__LISTED ENTRIES__
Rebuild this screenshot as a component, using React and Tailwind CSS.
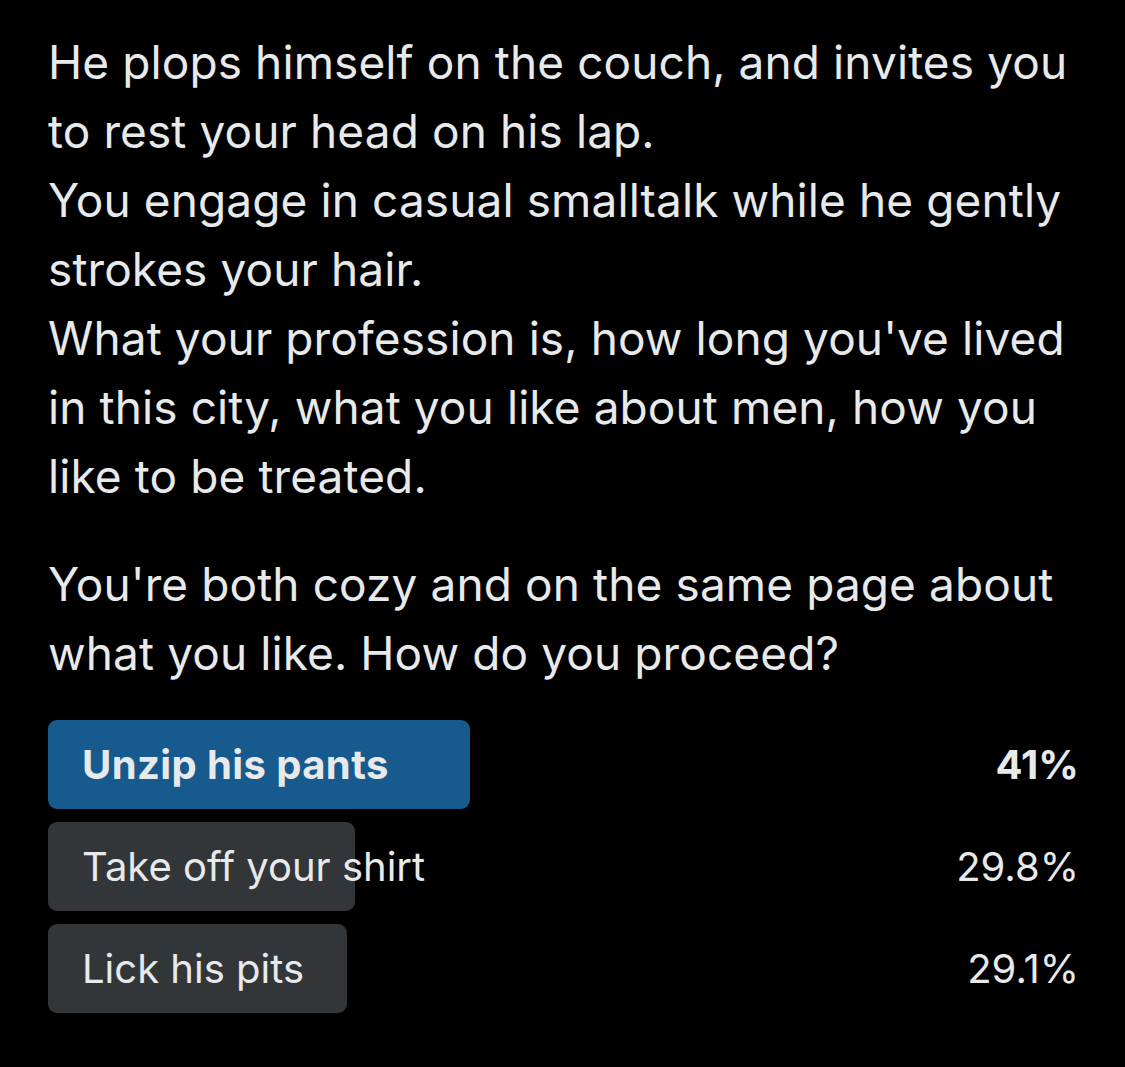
export default function App() {
  const font = { fontFamily: 'Inter, "Noto Sans", sans-serif' };
  const lines1 = [
    "He plops himself on the couch, and invites you",
    "to rest your head on his lap.",
    "You engage in casual smalltalk while he gently",
    "strokes your hair.",
    "What your profession is, how long you've lived",
    "in this city, what you like about men, how you",
    "like to be treated.",
  ];
  const lines2 = [
    "You're both cozy and on the same page about",
    "what you like. How do you proceed?",
  ];
  const opts = [
    { label: "Unzip his pants", pct: "41%", w: 422, win: true },
    { label: "Take off your shirt", pct: "29.8%", w: 307 },
    { label: "Lick his pits", pct: "29.1%", w: 299 },
  ];
  return (
    <div className="w-[1125px] h-[1067px] bg-black text-[#e7e9ea] overflow-hidden" style={font}>
      <div className="pl-[48px] pr-[49px] pt-[28px]">
        <div className="text-[46px] leading-[69px] tracking-[0.1px]">
          {lines1.map((l, i) => (
            <div key={i} className="whitespace-nowrap">{l}</div>
          ))}
        </div>
        <div className="mt-[39px] text-[46px] leading-[69px] tracking-[0.1px]">
          {lines2.map((l, i) => (
            <div key={i} className="whitespace-nowrap">{l}</div>
          ))}
        </div>
        <div className="mt-[32px] flex flex-col gap-[13px]">
          {opts.map((o, i) => (
            <div key={i} className="relative h-[89px] flex items-center">
              <div
                className={`absolute left-0 top-0 h-full rounded-[9px] ${o.win ? "bg-[#175a8d]" : "bg-[#333639]"}`}
                style={{ width: o.w }}
              />
              <div className={`relative pl-[34px] text-[40px] whitespace-nowrap ${o.win ? "font-bold tracking-[0.4px]" : ""}`}>
                {o.label}
              </div>
              <div className={`relative ml-auto mr-[-3px] text-[40px] ${o.win ? "font-bold" : ""}`}>{o.pct}</div>
            </div>
          ))}
        </div>
      </div>
    </div>
  );
}
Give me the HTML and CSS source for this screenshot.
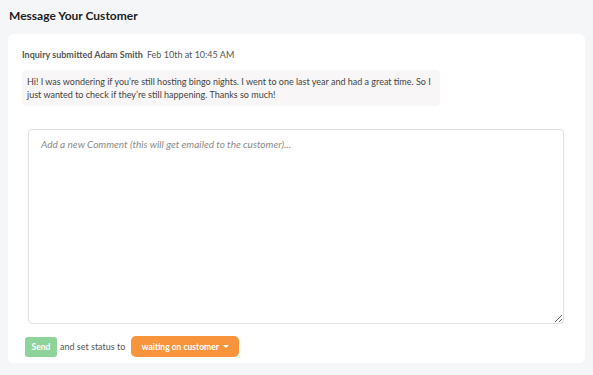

__WHAT IS NEEDED__
Copy in full each line that holds the word "screenshot".

__COMPLETE ANSWER__
Rebuild this screenshot as a component, using React and Tailwind CSS.
Give me the HTML and CSS source for this screenshot.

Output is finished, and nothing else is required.